Let’s say the deal is a straight share sale for £10 million, with the offer being £5 million up front and another £5 million over the next two years. There may even be loan notes issued by the purchaser in respect of the deferred £5 million. The purchaser is bank-funded, there are no other financiers involved, and the bank says it wants the sellers to sign an intercreditor agreement.

In this case, ranking second might appear commercially acceptable. However, an intercreditor agreement containing the sort of restrictions outlined above could leave the vendors holding a toothless debt instrument if the bank’s covenants are breached – covenants which the vendor is not in a position to assess at the time of the deal.

What can vendors do about it?

Forewarned is forearmed. Banks tend to get involved in the detailed documenting of transactions at a later stage than the buyer and sellers. If, however, those parties (in particular the sellers) know what is coming they can better assess the risks involved in the deal.

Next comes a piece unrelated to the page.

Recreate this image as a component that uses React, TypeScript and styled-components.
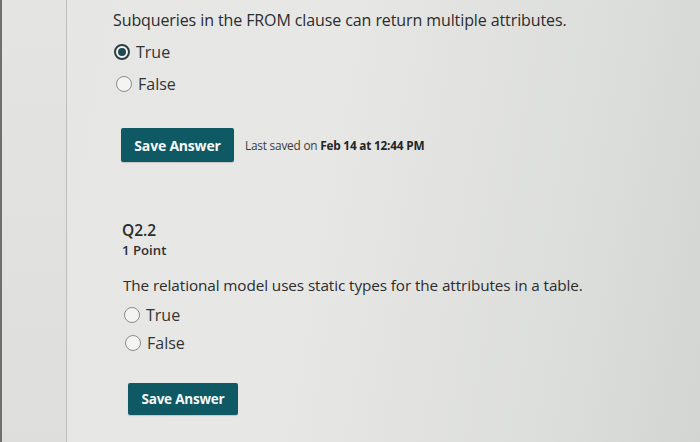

For example, the sellers in the above scenario might prefer to take £8 million up front rather than accept a full-form intercreditor subordination position. Alternatively, good corporate finance advisers will seek to tone down the strict intercreditor position: for example through “standstill provisions”, which allow enforcement of debt by junior creditors after a long notice period.

In the worst case scenario, you may decide that the risks and rewards don’t measure up, in which case you can pull out of the deal before wasting too much money on the negotiations.

In my view, the issue is not one of financiers imposing unreasonable terms or sellers expecting too much. It is about spotting a potential pitfall before it becomes a showstopper – which has to be in everyone’s best interests.